There was some good news and some bad for taxpayers at Tuesday's Senate Finance Committee hearing on Cybersecurity and Protecting Taxpayer Information just days away from this year's tax filing deadline on April 18.
On the plus side, IRS Commissioner John Koskinen testified that the tax-collecting agency had stopped identity thieves from filing 1.4 million fake returns and collecting $8.7 billion in fraudulent refunds, and that number may even be higher. A report from the Government Accountability Office presented at the hearing said the IRS had estimated $22.5 billion in refunds from fake returns were thwarted, but that an estimated $3.1 billion in fake refunds were paid out by the agency.

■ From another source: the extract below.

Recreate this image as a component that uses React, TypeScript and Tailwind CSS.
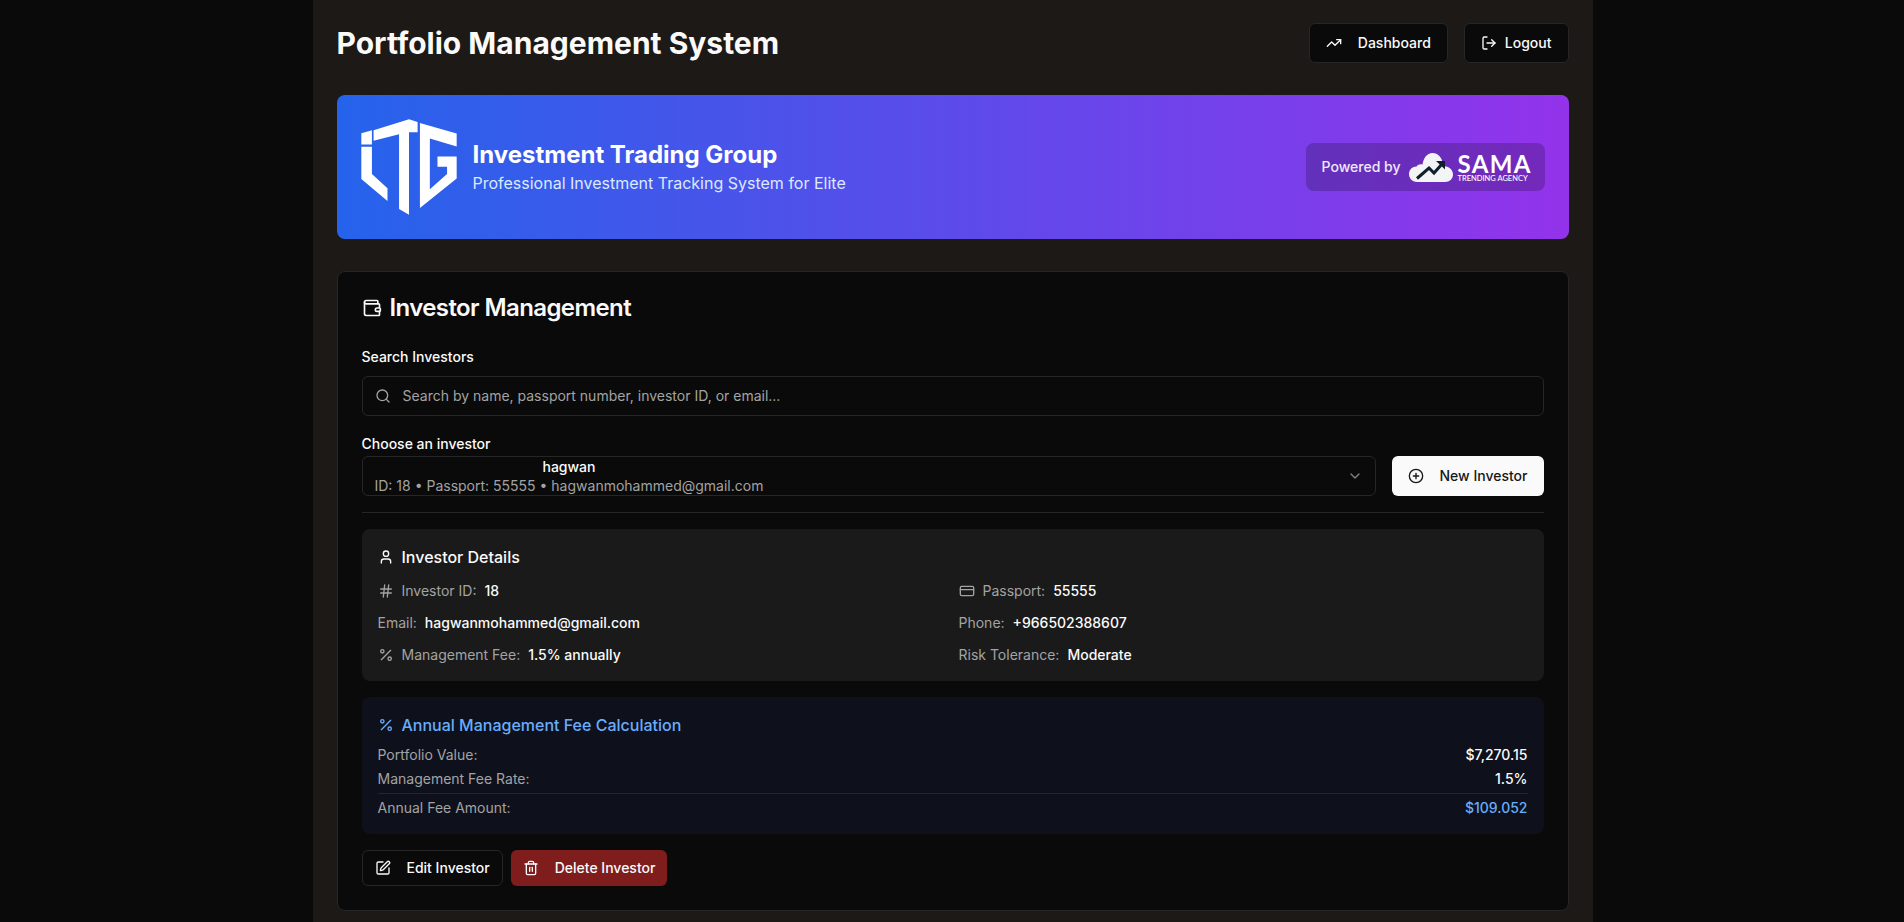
import { TrendingUp, LogOut, Wallet, Search, CirclePlus, User, Hash, CreditCard, Percent, SquarePen, Trash2, ChevronDown } from "lucide-react";
import type { ReactNode } from "react";

function ItgLogo() {
  return (
    <svg viewBox="62 27 290 288" width="96" height="96" fill="#fff" className="shrink-0">
      <polygon points="63,69 95,60 95,103 63,103" />
      <polygon points="63,110 95,110 95,192 142,235 142,274 63,207" />
      <polygon points="100,60 207,27 233,35 233,66 207,66 207,315 177,298 177,72 100,92" />
      <polygon points="240,38 351,70 351,109 270,85 270,238 322,192 322,170 293,170 293,139 351,139 351,206 240,295" />
    </svg>
  );
}

function SamaLogo() {
  return (
    <div className="flex h-8 w-[120px] items-center gap-[5px]">
      <svg viewBox="0 0 44 29" width="44" height="29" className="shrink-0">
        <path d="M8 29 C3 29 0 25 0 21 C0 16.5 3.5 13.5 7.5 13.5 C9 11.5 11 11 13.5 11.5 C14.5 5 18 0 23.5 0 C29 0 33 4.5 33.5 10 C34 11 34 12 34 13 C40 13 44 17 44 21.5 C44 26 40.5 29 36 29 Z" fill="#f3f4f6" />
        <path d="M8 25.5 L20 15 L25 20 L33 11" fill="none" stroke="#0f1f2e" strokeWidth="3" />
        <polygon points="27,8 36,8 36,16.5" fill="#0f1f2e" />
      </svg>
      <div className="flex flex-col pt-[3px] font-['Lato',sans-serif] text-white">
        <span className="text-[24px] leading-[19px] font-bold tracking-[1.4px]">SAMA</span>
        <span className="mt-px text-[7.5px] leading-[9px] font-medium whitespace-nowrap">TRENDING AGENCY</span>
      </div>
    </div>
  );
}

function Row({ icon, label, value }: { icon?: ReactNode; label: string; value: string }) {
  return (
    <div className="flex h-5 items-center gap-2 text-sm">
      {icon}
      <span className="text-[#a3a3a3]">{label}</span>
      <span className="font-medium text-[#fafafa]">{value}</span>
    </div>
  );
}

function FeeRow({ label, value, valueClass }: { label: string; value: string; valueClass: string }) {
  return (
    <div className="flex h-5 items-center justify-between text-sm">
      <span className="text-[#a3a3a3]">{label}</span>
      <span className={valueClass}>{value}</span>
    </div>
  );
}

export default function App() {
  return (
    <div className="h-screen overflow-hidden bg-[#0a0a0a] pl-px font-['Inter',sans-serif] text-[#fafafa]">
      <div className="mx-auto h-full w-[1280px] bg-[#1c1917] px-6 pt-[23px]">
        <header className="mb-8 flex h-10 items-center justify-between">
          <h1 className="text-3xl font-bold">Portfolio Management System</h1>
          <div className="flex gap-4">
            <button className="flex h-10 items-center gap-4 rounded-md border border-[#262626] bg-[#0a0a0a] px-4 text-sm font-medium">
              <TrendingUp size={16} />
              Dashboard
            </button>
            <button className="flex h-10 items-center gap-2 rounded-md border border-[#262626] bg-[#0a0a0a] px-4 text-sm font-medium">
              <LogOut size={16} />
              Logout
            </button>
          </div>
        </header>

        <section className="mb-8 flex h-36 items-center justify-between rounded-lg bg-[linear-gradient(to_right,#2563eb,#9333ea)] p-6 text-white">
          <div className="flex items-center gap-4">
            <ItgLogo />
            <div>
              <h2 className="text-2xl font-bold">Investment Trading Group</h2>
              <p className="text-base text-[#dbeafe]">Professional Investment Tracking System for Elite</p>
            </div>
          </div>
          <div className="flex items-center gap-2 rounded-lg bg-black/20 px-4 py-2">
            <span className="text-sm font-medium text-white/90">Powered by</span>
            <SamaLogo />
          </div>
        </section>

        <section className="rounded-lg border border-[#262626] bg-[#0a0a0a] p-6">
          <h2 className="mb-[27px] flex h-6 items-center gap-2 text-2xl leading-none font-semibold tracking-tight">
            <Wallet size={20} />
            Investor Management
          </h2>

          <label className="mb-[9px] block text-sm leading-5 font-medium">Search Investors</label>
          <div className="flex h-10 items-center gap-3 rounded-md border border-[#262626] bg-[#0a0a0a] px-3 text-sm text-[#a3a3a3]">
            <Search size={16} />
            <span>Search by name, passport number, investor ID, or email...</span>
          </div>

          <label className="mt-[18px] mb-[2px] block text-sm leading-5 font-medium">Choose an investor</label>
          <div className="flex gap-4">
            <div className="flex h-10 flex-1 items-center justify-between overflow-hidden rounded-md border border-[#262626] bg-[#0a0a0a] px-3 text-sm">
              <div className="inline-flex flex-col items-center leading-[19px]">
                <span className="font-medium">hagwan</span>
                <span className="text-[#a3a3a3]">ID: 18 • Passport: 55555 • hagwanmohammed@gmail.com</span>
              </div>
              <ChevronDown size={16} className="opacity-50" />
            </div>
            <button className="flex h-10 items-center gap-4 rounded-md bg-[#fafafa] px-4 text-sm font-medium text-[#171717]">
              <CirclePlus size={16} />
              New Investor
            </button>
          </div>

          <div className="mt-4 mb-4 border-t border-[#262626]" />

          <div className="rounded-lg bg-[#1a1a1a] p-4">
            <h3 className="mb-3 flex h-6 items-center gap-2 text-base font-medium">
              <User size={16} />
              Investor Details
            </h3>
            <div className="grid grid-cols-2 gap-3">
              <Row icon={<Hash size={16} className="text-[#a3a3a3]" />} label="Investor ID:" value="18" />
              <Row icon={<CreditCard size={16} className="text-[#a3a3a3]" />} label="Passport:" value="55555" />
              <Row label="Email:" value="hagwanmohammed@gmail.com" />
              <Row label="Phone:" value="+966502388607" />
              <Row icon={<Percent size={16} className="text-[#a3a3a3]" />} label="Management Fee:" value="1.5% annually" />
              <Row label="Risk Tolerance:" value="Moderate" />
            </div>
          </div>

          <div className="mt-4 rounded-lg bg-[#0e111c] p-4">
            <h3 className="mb-2 flex h-6 items-center gap-2 text-base font-medium text-[#68adfb]">
              <Percent size={16} />
              Annual Management Fee Calculation
            </h3>
            <div className="flex flex-col gap-1">
              <FeeRow label="Portfolio Value:" value="$7,270.15" valueClass="font-medium text-[#fafafa]" />
              <FeeRow label="Management Fee Rate:" value="1.5%" valueClass="font-medium text-[#fafafa]" />
              <div className="border-t border-[#262626] pt-1">
                <FeeRow label="Annual Fee Amount:" value="$109.052" valueClass="font-medium text-[#68adfb]" />
              </div>
            </div>
          </div>

          <div className="mt-4 flex gap-2">
            <button className="flex h-9 items-center gap-4 rounded-md border border-[#262626] bg-[#0a0a0a] px-3 text-sm font-medium">
              <SquarePen size={16} />
              Edit Investor
            </button>
            <button className="flex h-9 items-center gap-4 rounded-md bg-[#7f1d1d] px-3 text-sm font-medium">
              <Trash2 size={16} />
              Delete Investor
            </button>
          </div>
        </section>
      </div>
    </div>
  );
}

"The reality is criminals are becoming increasingly sophisticated and are gathering vast amounts of personal information as the result of data breaches at sources outside the IRS," said IRS Commissioner John Koskinen. "To fully protect taxpayers and the tax system, the IRS must not only keep pace with, but also get ahead of, criminals and criminal organizations, as they improve their efforts to obtain personal taxpayer information."
And that has not necessarily happened.
Russell George, Treasury Inspector General for the Tax Administration (TIGTA) at the U.S.Treasury testified that "IRS processes and procedures to authenticate individuals requesting online access to IRS services" don't always comply with government standards.
Authentication for users of its Get Transcript application, which allows taxpayers to request copies of old tax returns of users, and for its Identity Protection personal ID numbers (IP PIN), for example, required only single-factor authentication, such as a single password, when government standards require multifactor authentication for such high-risk applications, said George. And even the single-factor framework didn't comply with government standards, he said.
As a result, hackers obtained access to an estimated 334,000 taxpayer accounts, according to the IRS, but George said an additional 390,000 accounts were hacked. The agency suspended Get Transcript but reactivated the use of IP PIN earlier this year even after TIGTA recommended against that before suspending it in March.